The crops are, as feared, drowned and rotting. I have some land in southern Scotland that I have been assured will produce some income this year, but it is painful to bring the profits from one merely to repair the lost ones of the other. Nothing for it though. At least there has not been disease (I shall now knock on some wood) in either the animals nor the people.
You would not believe what my sisters have been doing to me lately… No, I cannot say. It is too gruesome.
Please write to me again. I admit I thoroughly enjoyed envisioning you there at four in the morning, dressed in naught but a flimsy nightrail, your long, lovely brown hair loose about your shoulders and catching light from the grate, that frown of concentration across your forehead, your sweet lips pursed in thought. To think of such a vision was as a balmy breeze, a cool draft sent to me, your captive friend in Hades.
With hopes of a homecoming soon,
John.
She sat blushing over her plate, for he was not here and could not chide her for the crimson in her cheeks.

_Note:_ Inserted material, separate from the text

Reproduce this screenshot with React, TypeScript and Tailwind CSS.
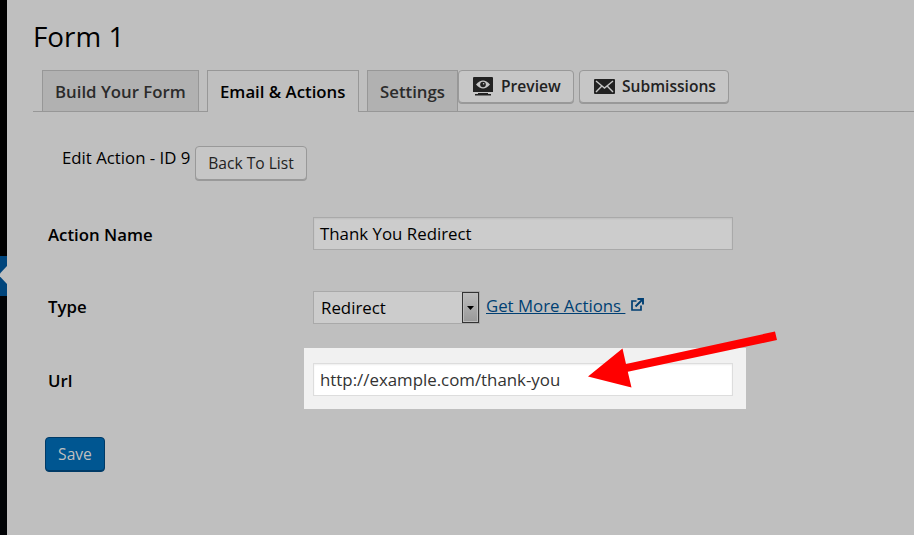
import React from "react";

function PreviewIcon() {
  return (
    <svg width="20" height="19" viewBox="0 0 20 19" className="block shrink-0">
      <path d="M1 0h18a1 1 0 0 1 1 1v14H0V1a1 1 0 0 1 1-1z" fill="#222" />
      <path d="M3 7.600Q6.500 3.600 10 3.600T17 7.600Q13.500 11.600 10 11.600T3 7.600z" fill="#c6c6c6" />
      <circle cx="10" cy="7.500" r="2.800" fill="#222" />
      <circle cx="10.600" cy="6.800" r=".8" fill="#c6c6c6" />
      <path d="M5 16h10v1H5zM2 17h16v1.500H2z" fill="#222" />
    </svg>
  );
}

function MailIcon() {
  return (
    <svg width="21" height="15" viewBox="0 0 21 15" className="block shrink-0">
      <rect width="21" height="15" rx="1" fill="#222" />
      <path d="M2 2l8.500 7L19 2M2 13l5.600-5.800M19 13l-5.600-5.800" fill="none" stroke="#c6c6c6" strokeWidth="1.400" />
    </svg>
  );
}

function ExternalIcon() {
  return (
    <svg width="13" height="13" viewBox="0 0 13 13" className="block">
      <path d="M5.500 3H1v9h9V7.500" fill="none" stroke="#003f73" strokeWidth="1.700" />
      <path d="M4.500 8.500L11 2M6.500 1H12v5.500" fill="none" stroke="#003f73" strokeWidth="1.900" />
    </svg>
  );
}

const field =
  "h-[33px] border px-1.5 flex items-center text-[16.85px] whitespace-nowrap";
const label = "w-[265px] shrink-0 text-[16.8px] font-semibold leading-6";
const tab = "border border-b-0 border-[#979797] px-3 pt-[9px] text-[16.8px] font-semibold leading-6 whitespace-nowrap";
const button =
  "rounded-[4px] border border-[#999] bg-[#c6c6c6] text-[#222] shadow-[0_1px_0_#999] flex items-center text-[15.6px] whitespace-nowrap";

export default function App() {
  return (
    <div className="relative flex h-[535px] w-[914px] overflow-hidden bg-[#bfbfbf] text-black [font-family:'Open_Sans','Noto_Sans',sans-serif]">
      <aside className="h-full w-[7px] shrink-0 bg-[#010306]">
        <div className="h-[256px] bg-black" />
        <div className="h-10 bg-[#00457c]">
          <svg width="7" height="40" viewBox="0 0 7 40" className="block">
            <path d="M7 10L0 17.500V20.500L7 28z" fill="#bfbfbf" />
          </svg>
        </div>
      </aside>
      <main className="min-w-0 flex-1">
        <h1 className="ml-[26px] mt-[17px] h-[38px] text-[27.8px] font-normal leading-[38px]">Form 1</h1>
        <nav className="ml-[26px] mt-[15px] flex h-[42px] items-start border-b border-[#979797] pl-[9px]">
          <div className={`${tab} h-[41px] w-[157px] bg-[#b1b1b1] text-[#2b2b2b]`}>Build Your Form</div>
          <div className={`${tab} ml-2 h-[42px] w-[152px] bg-[#bfbfbf]`}>Email &amp; Actions</div>
          <div className={`${tab} ml-2 h-[41px] w-[91px] bg-[#b1b1b1] text-[#2b2b2b]`}>Settings</div>
          <div className={`${button} h-[33px] w-[116px] gap-2 pl-3.5 font-semibold`}>
            <PreviewIcon />
            <span>Preview</span>
          </div>
          <div className={`${button} ml-[5px] h-[33px] w-[150px] gap-[7px] pl-3.5 font-semibold`}>
            <MailIcon />
            <span>Submissions</span>
          </div>
        </nav>
        <div className="ml-[55px] mt-[34px] flex h-[35px]">
          <span className="w-[133px] whitespace-nowrap text-[16.8px] leading-6">Edit Action - ID 9</span>
          <div className={`${button} h-[34px] w-[112px] justify-center pt-px`}>Back To List</div>
        </div>
        <div className="ml-[41px] mt-[36px] flex h-[33px] items-center">
          <div className={`${label} pt-[3px]`}>Action Name</div>
          <div className={`${field} w-[420px] border-[#a9a9a9] bg-[#cccccc] shadow-[inset_0_1px_2px_rgba(0,0,0,0.07)]`}>Thank You Redirect</div>
        </div>
        <div className="ml-[41px] mt-[41px] flex h-[33px] items-center">
          <div className={`${label} pb-0.5`}>Type</div>
          <div className={`${field} w-[167px] justify-between border-[#a9a9a9] bg-[#cccccc] pl-[7px] pr-0`}>
            <span>Redirect</span>
            <div className="flex h-[31px] w-[17px] items-center justify-center border border-[#333] bg-linear-to-b from-[#bdbdbd] to-[#999] shadow-[inset_0_0_0_1px_#bdbdbd]">
              <svg width="7" height="4" viewBox="0 0 7 4"><path d="M0 0h7L3.500 4z" fill="#000" /></svg>
            </div>
          </div>
          <a className="ml-[6px] h-7 whitespace-pre text-[16.8px] leading-6 text-[#003f73] underline decoration-1 underline-offset-1">{"Get More Actions "}</a>
          <div className="mb-1.5 ml-[6px]"><ExternalIcon /></div>
        </div>
        <div className="ml-[41px] mt-[24px] flex h-[61px] items-center">
          <div className="w-[256px] shrink-0 pt-1 text-[16.8px] font-semibold leading-6">Url</div>
          <div className="flex h-[61px] w-[442px] items-start bg-[#f1f1f1] pl-[9px] pt-[15px]">
            <div className={`${field} w-[420px] border-[#ddd] bg-white text-[#333] shadow-[inset_0_1px_2px_rgba(0,0,0,0.07)]`}>http://example.com/thank-you</div>
          </div>
        </div>
        <div className="ml-[38px] mt-[28px] flex h-[35px] w-[60px] items-center justify-center rounded-[4px] border border-[#003a66] bg-[#005691] text-[15.6px] text-[#bfbfbf] shadow-[inset_0_-1px_0_#003a66]">Save</div>
      </main>
      <svg width="190" height="60" viewBox="0 0 190 60" className="absolute left-[588px] top-[330px]">
        <path d="M0 46.500L34.500 18.500 38 34 187 1.500 189 10 39.800 41.800 43.500 57.500z" fill="#f00" />
      </svg>
    </div>
  );
}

A little flash of something that threatened to take away her breath came into her head, but it was firmly and rigidly pushed outside the scope of her interior vision. It was his way to make every situation into a provocative one, and she would only be a fool to do anything but laugh along with him, even in absentia.

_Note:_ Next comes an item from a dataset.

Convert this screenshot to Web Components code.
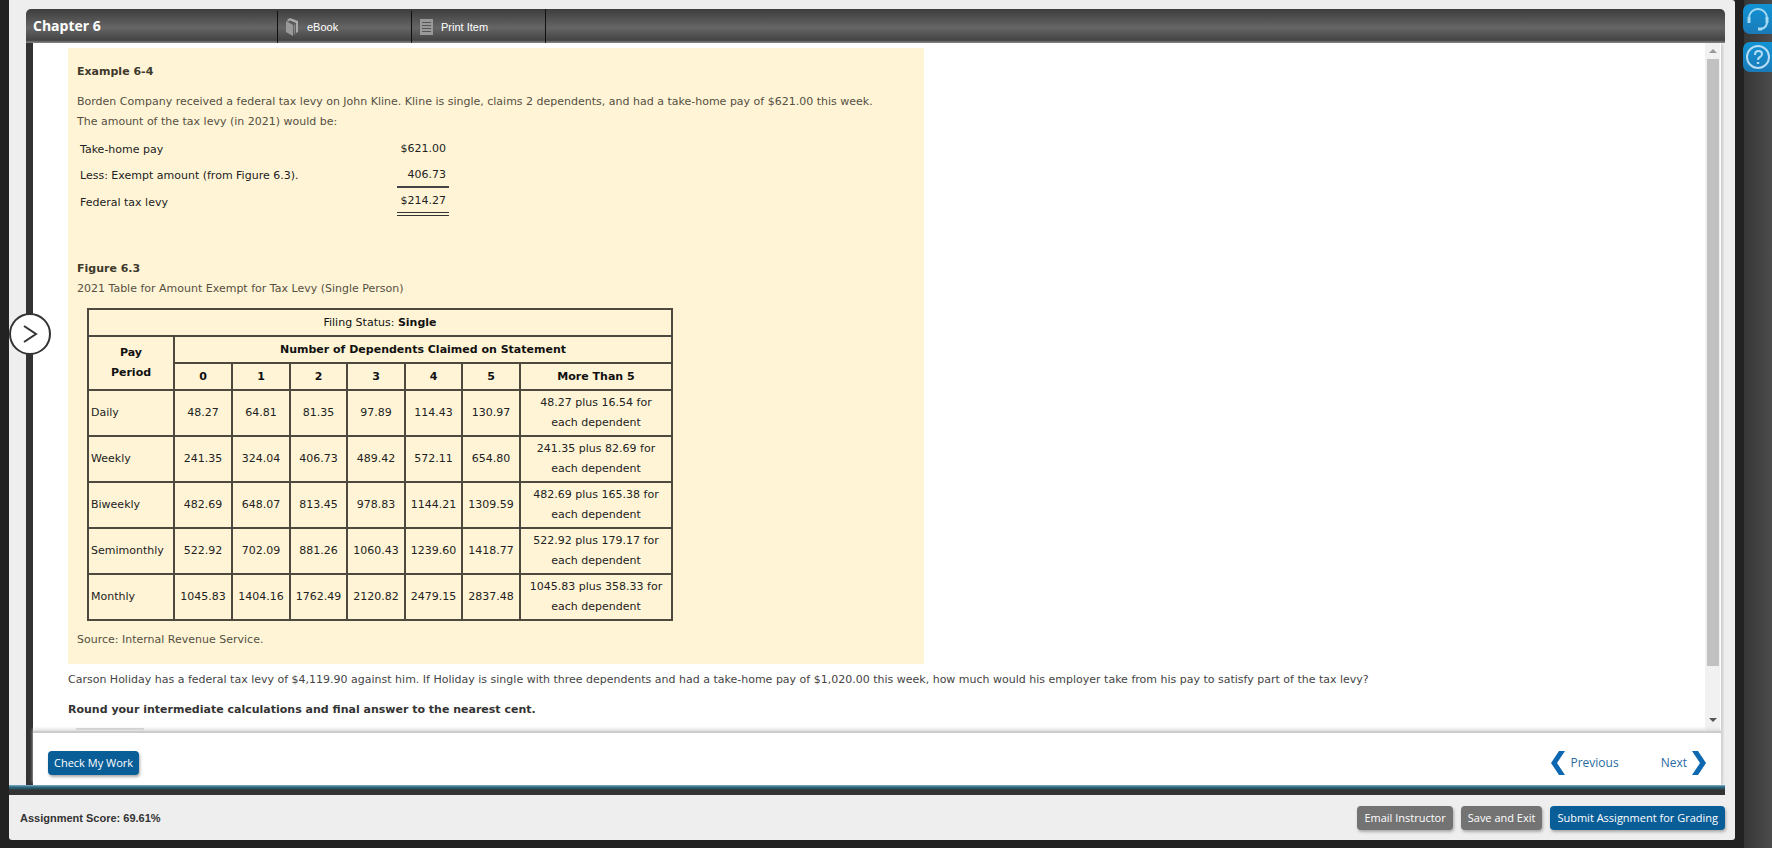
<!DOCTYPE html>
<html lang="en">
<head>
<meta charset="utf-8">
<title>Chapter 6</title>
<style>
  html, body { margin: 0; height: 100%; background: #222; }
  body { font: 11px/20px "DejaVu Sans", Verdana, sans-serif; color: #444; }
</style>
</head>
<body>
<assignment-app></assignment-app>

<template id="t-app">
  <style>
    :host { display: flex; height: 100vh; box-sizing: border-box; padding: 0 0 8px 9px; overflow: hidden; background: #222; }
    .frame { flex: 1; min-width: 0; display: flex; flex-direction: column; background: #eee; border-radius: 0 3px 3px 3px; position: relative; }
    .work { flex: 1; min-height: 0; margin: 9px 10px 0 17px; display: flex; flex-direction: column; }
    .pane { flex: 1; min-height: 0; margin-right: 4px; border-left: 7px solid #333; display: flex; flex-direction: column; background: #fff; box-shadow: 3px 0 2px -1px #ccc; }
    .rule { height: 10px; margin-right: 10px; background: linear-gradient(#7db0cf 0, #2f6a80 2px, #284e58 4px, #333 5px); }
    .toggle { position: absolute; left: 0; top: 313px; width: 42px; height: 42px; padding: 0; border: 2px solid #333; border-radius: 50%; background: #fff; }
    .toggle svg { display: block; margin: auto; }
    aside { width: 37px; margin-bottom: -8px; box-sizing: border-box; padding: 4px 0 0 8px; display: flex; flex-direction: column; gap: 8px;
      background: linear-gradient(90deg, #222 9px, #363636 9px, #4c4c4c 100%); }
  </style>
  <div class="frame">
    <div class="work">
      <chapter-header heading="Chapter 6"></chapter-header>
      <div class="pane">
        <scroll-view><tax-question></tax-question></scroll-view>
        <question-nav></question-nav>
      </div>
    </div>
    <div class="rule"></div>
    <score-bar></score-bar>
    <button class="toggle" aria-label="Open question list">
      <svg width="16" height="20" viewBox="0 0 16 20" fill="none" stroke="#333" stroke-width="2"><path d="M2 2l12 8-12 8"/></svg>
    </button>
  </div>
  <aside>
    <side-tab label="Support">
      <svg width="26" height="26" viewBox="0 0 26 26" fill="none" stroke="#a5daf5"><path stroke-width="2" d="M4 13V12a9 9 0 0 1 18 0v5q-1 5-6 6"/><path stroke-width="3" d="M4 11v6M22 11v6"/><path stroke-width="3" d="M13 23h4"/></svg>
    </side-tab>
    <side-tab label="Help">
      <svg width="26" height="26" viewBox="0 0 26 26" fill="none" stroke="#b5dcf4" stroke-width="2"><circle cx="13" cy="13" r="11"/><path d="M10 11q0-4 3.500-4t3.500 3q0 2-2 3t-2 3"/><path stroke-width="2.500" d="M13 18v2"/></svg>
    </side-tab>
  </aside>
</template>

<template id="t-side">
  <style>
    :host { display: block; }
    button { display: flex; align-items: center; width: 100%; height: 30px; padding: 0 0 0 2px; border: 0; border-radius: 7px 0 0 7px; background: linear-gradient(#1193d4, #1a7ab8); overflow: hidden; }
    ::slotted(svg) { flex: none; }
  </style>
  <button><slot></slot></button>
</template>

<template id="t-header">
  <style>
    :host { display: block; flex: none; }
    header { display: flex; height: 34px; box-sizing: border-box; border-radius: 5px 5px 0 0; color: #fff;
      background: linear-gradient(#3d3d3d, #656565 55%, #444 92%, #777 97%); }
    h1 { width: 244px; margin: 0; padding-left: 7px; font: bold 14px/33px "Open Sans", sans-serif; }
    a { display: flex; align-items: center; gap: 8px; width: 134px; box-sizing: border-box; padding-left: 8px; border-left: 1px solid #111; margin-top: 2px;
      font: 11px/30px "Liberation Sans", Arial, sans-serif; color: #fff; text-decoration: none; }
    nav { display: flex; border-right: 1px solid #111; }
  </style>
  <header>
    <h1></h1>
    <nav>
      <a href="#ebook"><svg width="13" height="18" viewBox="0 0 13 18"><path fill="#9a9a9a" d="M0 3l7 4v11l-7-4z"/><path fill="#aaa" d="M1 2l3-2 8 3v11l-2 1V5L4 2.500 2 3.500z"/><path fill="#888" d="M8 7l1-1v10l-1 1z"/></svg>eBook</a>
      <a href="#print"><svg width="13" height="16" viewBox="0 0 13 16"><path fill="#999" d="M0 0h13v16H0z"/><path stroke="#555" d="M2 3.500h9M2 6.500h9M2 9.500h9M2 12.500h9"/></svg>Print Item</a>
    </nav>
  </header>
</template>

<template id="t-scroll">
  <style>
    :host { flex: 1; min-height: 0; display: flex; }
    .view { flex: 1; min-width: 0; overflow: auto; scrollbar-width: none; }
    .bar { width: 15px; margin-right: 1px; background: #f1f1f1; display: flex; flex-direction: column; align-items: center; }
    .bar i { border: 4px solid transparent; }
    .bar .up { border-bottom-color: #999; border-top: 0; margin: 6px 0; }
    .bar .down { border-top-color: #555; border-bottom: 0; margin: 6px 0 9px; }
    .track { flex: 1; align-self: stretch; padding: 0 1px 0 2px; }
    .thumb { height: 93%; background: #c1c1c1; }
  </style>
  <div class="view"><slot></slot></div>
  <div class="bar" aria-hidden="true"><i class="up"></i><div class="track"><div class="thumb"></div></div><i class="down"></i></div>
</template>

<template id="t-question">
  <style>
    :host { display: block; padding: 5px 35px 0; }
    p { margin: 0; }
    .ask { margin-top: 6px; }
    .round { margin-top: 10px; font-weight: bold; color: #333; }
    .field { display: block; width: 68px; height: 26px; margin: 8px 0 0 8px; box-sizing: border-box; border: 2px solid #ccc; }
  </style>
  <tax-example></tax-example>
  <p class="ask">Carson Holiday has a federal tax levy of $4,119.90 against him. If Holiday is single with three dependents and had a take-home pay of $1,020.00 this week, how much would his employer take from his pay to satisfy part of the tax levy?</p>
  <p class="round" id="q">Round your intermediate calculations and final answer to the nearest cent.</p>
  <input class="field" aria-labelledby="q">
</template>

<template id="t-example">
  <style>
    :host { display: block; max-width: 856px; box-sizing: border-box; padding: 14px 9px; background: #fff5d6; color: #554f42; }
    h2, h3, p { margin: 0; font-size: 11px; line-height: 20px; }
    h2, h3 { color: #3d382c; }
    h2 { margin-bottom: 10px; }
    .calc { margin: 5px 0 43px; border-spacing: 0; color: #222; }
    .calc th { width: 317px; padding: 0 0 0 3px; text-align: left; font-weight: normal; height: 26px; }
    .calc td { padding: 0; vertical-align: top; }
    .calc span { display: block; padding: 2px 3px 1px; text-align: right; width: 46px; }
    .sum { border-bottom: 2px solid #444; }
    .total { border-bottom: 4px double #333; }
    .src { margin-top: 9px; }
  </style>
  <h2>Example 6-4</h2>
  <p>Borden Company received a federal tax levy on John Kline. Kline is single, claims 2 dependents, and had a take-home pay of $621.00 this week.<br>The amount of the tax levy (in 2021) would be:</p>
  <table class="calc">
    <tr><th scope="row">Take-home pay</th><td><span>$621.00</span></td></tr>
    <tr><th scope="row">Less: Exempt amount (from Figure 6.3).</th><td><span class="sum">406.73</span></td></tr>
    <tr><th scope="row">Federal tax levy</th><td><span class="total">$214.27</span></td></tr>
  </table>
  <h3>Figure 6.3</h3>
  <p>2021 Table for Amount Exempt for Tax Levy (Single Person)</p>
  <levy-table></levy-table>
  <p class="src">Source: Internal Revenue Service.</p>
</template>

<template id="t-levy">
  <style>
    :host { display: block; margin: 9px 0 0 10px; }
    table { table-layout: fixed; width: 586px; border-collapse: collapse; color: #222; }
    th, td { border: 2px solid #4d493f; padding: 0; height: 25px; text-align: center; }
    tbody th, tbody td { height: 44px; }
    thead { color: #111; }
    tbody th { text-align: left; padding-left: 2px; font-weight: normal; }
    .plain { font-weight: normal; }
    td:last-child { padding: 0 6px; }
    .pay { padding: 0 20px; }
  </style>
  <table>
    <colgroup><col style="width:86px"><col style="width:58px"><col style="width:58px"><col style="width:57px"><col style="width:58px"><col style="width:57px"><col style="width:58px"><col></colgroup>
    <thead>
      <tr><th class="plain" colspan="8">Filing Status: <b>Single</b></th></tr>
      <tr><th class="pay" rowspan="2">Pay Period</th><th colspan="7">Number of Dependents Claimed on Statement</th></tr>
      <tr><th>0</th><th>1</th><th>2</th><th>3</th><th>4</th><th>5</th><th>More Than 5</th></tr>
    </thead>
    <tbody></tbody>
  </table>
</template>

<template id="t-nav">
  <style>
    :host { flex: none; display: flex; align-items: center; height: 44px; padding: 8px 15px 0; background: #fff; border-top: 2px solid #ccc; box-shadow: 0 -2px 3px #ddd; position: relative; }
    nav { margin-left: auto; display: flex; gap: 42px; }
    a { display: flex; align-items: center; gap: 5px; font: 12px/24px "Open Sans", sans-serif; color: #2a6ba3; text-decoration: none; }
  </style>
  <action-button>Check My Work</action-button>
  <nav>
    <a href="#previous"><svg width="14" height="24" viewBox="0 0 14 24"><path fill="#0e68b1" d="M8 0h6L6 12l8 12H8L0 12z"/></svg>Previous</a>
    <a href="#next">Next<svg width="14" height="24" viewBox="0 0 14 24"><path fill="#0e68b1" d="M6 0H0l8 12-8 12h6l8-12z"/></svg></a>
  </nav>
</template>

<template id="t-score">
  <style>
    :host { flex: none; display: flex; align-items: center; gap: 8px; height: 45px; padding: 0 10px 0 11px; --button-pad: 7px; }
    strong { margin-right: auto; font: bold 11px/20px "Liberation Sans", Arial, sans-serif; color: #333; }
  </style>
  <strong>Assignment Score: 69.61%</strong>
  <action-button tone="gray">Email Instructor</action-button>
  <action-button tone="gray">Save and Exit</action-button>
  <action-button>Submit Assignment for Grading</action-button>
</template>

<template id="t-button">
  <style>
    :host { display: block; }
    button { display: block; height: 24px; padding: 0 var(--button-pad, 6px); border: 0; border-radius: 4px; background: #0a5e98; color: #fff; box-shadow: 1px 2px 3px #aaa; font: 11px/24px "Open Sans", sans-serif; white-space: nowrap; }
    :host([tone="gray"]) button { background: #737373; }
  </style>
  <button><slot></slot></button>
</template>

<script>
  class Base extends HTMLElement {
    constructor() {
      super();
      const t = document.getElementById(this.constructor.template);
      this.attachShadow({ mode: 'open' }).append(t.content.cloneNode(true));
    }
  }
  const define = (name, template, base = Base) =>
    customElements.define(name, class extends base { static template = template; });

  define('action-button', 't-button');
  define('side-tab', 't-side', class extends Base {
    connectedCallback() { this.shadowRoot.querySelector('button').setAttribute('aria-label', this.getAttribute('label')); }
  });
  define('chapter-header', 't-header', class extends Base {
    connectedCallback() { this.shadowRoot.querySelector('h1').textContent = this.getAttribute('heading'); }
  });
  define('levy-table', 't-levy', class extends Base {
    connectedCallback() {
      const rows = [
        ['Daily', '48.27', '64.81', '81.35', '97.89', '114.43', '130.97', '48.27 plus 16.54 for each dependent'],
        ['Weekly', '241.35', '324.04', '406.73', '489.42', '572.11', '654.80', '241.35 plus 82.69 for each dependent'],
        ['Biweekly', '482.69', '648.07', '813.45', '978.83', '1144.21', '1309.59', '482.69 plus 165.38 for each dependent'],
        ['Semimonthly', '522.92', '702.09', '881.26', '1060.43', '1239.60', '1418.77', '522.92 plus 179.17 for each dependent'],
        ['Monthly', '1045.83', '1404.16', '1762.49', '2120.82', '2479.15', '2837.48', '1045.83 plus 358.33 for each dependent']
      ];
      this.shadowRoot.querySelector('tbody').innerHTML = rows.map(([name, ...cells]) =>
        `<tr><th scope="row">${name}</th>${cells.map(c => `<td>${c}</td>`).join('')}</tr>`).join('');
    }
  });
  define('tax-example', 't-example');
  define('tax-question', 't-question');
  define('scroll-view', 't-scroll');
  define('question-nav', 't-nav');
  define('score-bar', 't-score');
  define('assignment-app', 't-app');
</script>
</body>
</html>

When she went up to her room, she burned the now memorized letter. She told herself she did it so no one would ever come across it and misinterpret the harmless jests he made, but in truth she did so because she was silently afraid that she might be the one to do so.
***
Several evenings later, Mary turned to see the Baronet Stephens coming her way. She immediately turned and slipped between two couples, heading randomly in any direction opposite his own. Lord Stephens was not a man to be denied, however, for within fifteen minutes she found herself cornered.
“Lady Mary, how pleasant to see you tonight. I was hoping to beg a dance from you,” he said, a trifle breathlessly.
She gave him a weak smile before she murmured, “Of course.”
“Are you committed now?”
Alas, she was not. He beamed at her murmured reply. “Then it shall be mine. And the first after the midnight repast--?”
“We shall see.” She hoped her demurral sounded like flirtation, rather than putting off making a commitment to him.
“I will find you then,” he assured her.
He had the dance she’d been unable to deny him, and she kept her conversation shallow. She did not care for Lord Stephens. He was often overbearing, with a doggedness that he only sometimes bothered to cloak in seemliness. Next to John’s freshness, Lord Stephens suffered. He was the epitome of all that was stuffy yet imprudent, pompous yet lowering in their society. And even though it was quite true he was very plump of pocket, Mary knew for a certainty that this was one field from which she did not care to reap.
She liked him so little, in fact, that when the music began for the set after the late night meal, she tried to remain hidden behind the punch bowl and its attendant fronds and flowers, but his eye was too sharp for that. As he claimed her hand, she pretended to have forgotten. Just as the set was forming, she sent up a little prayer of gratitude that it was to be a country dance and not the too-intimate waltz.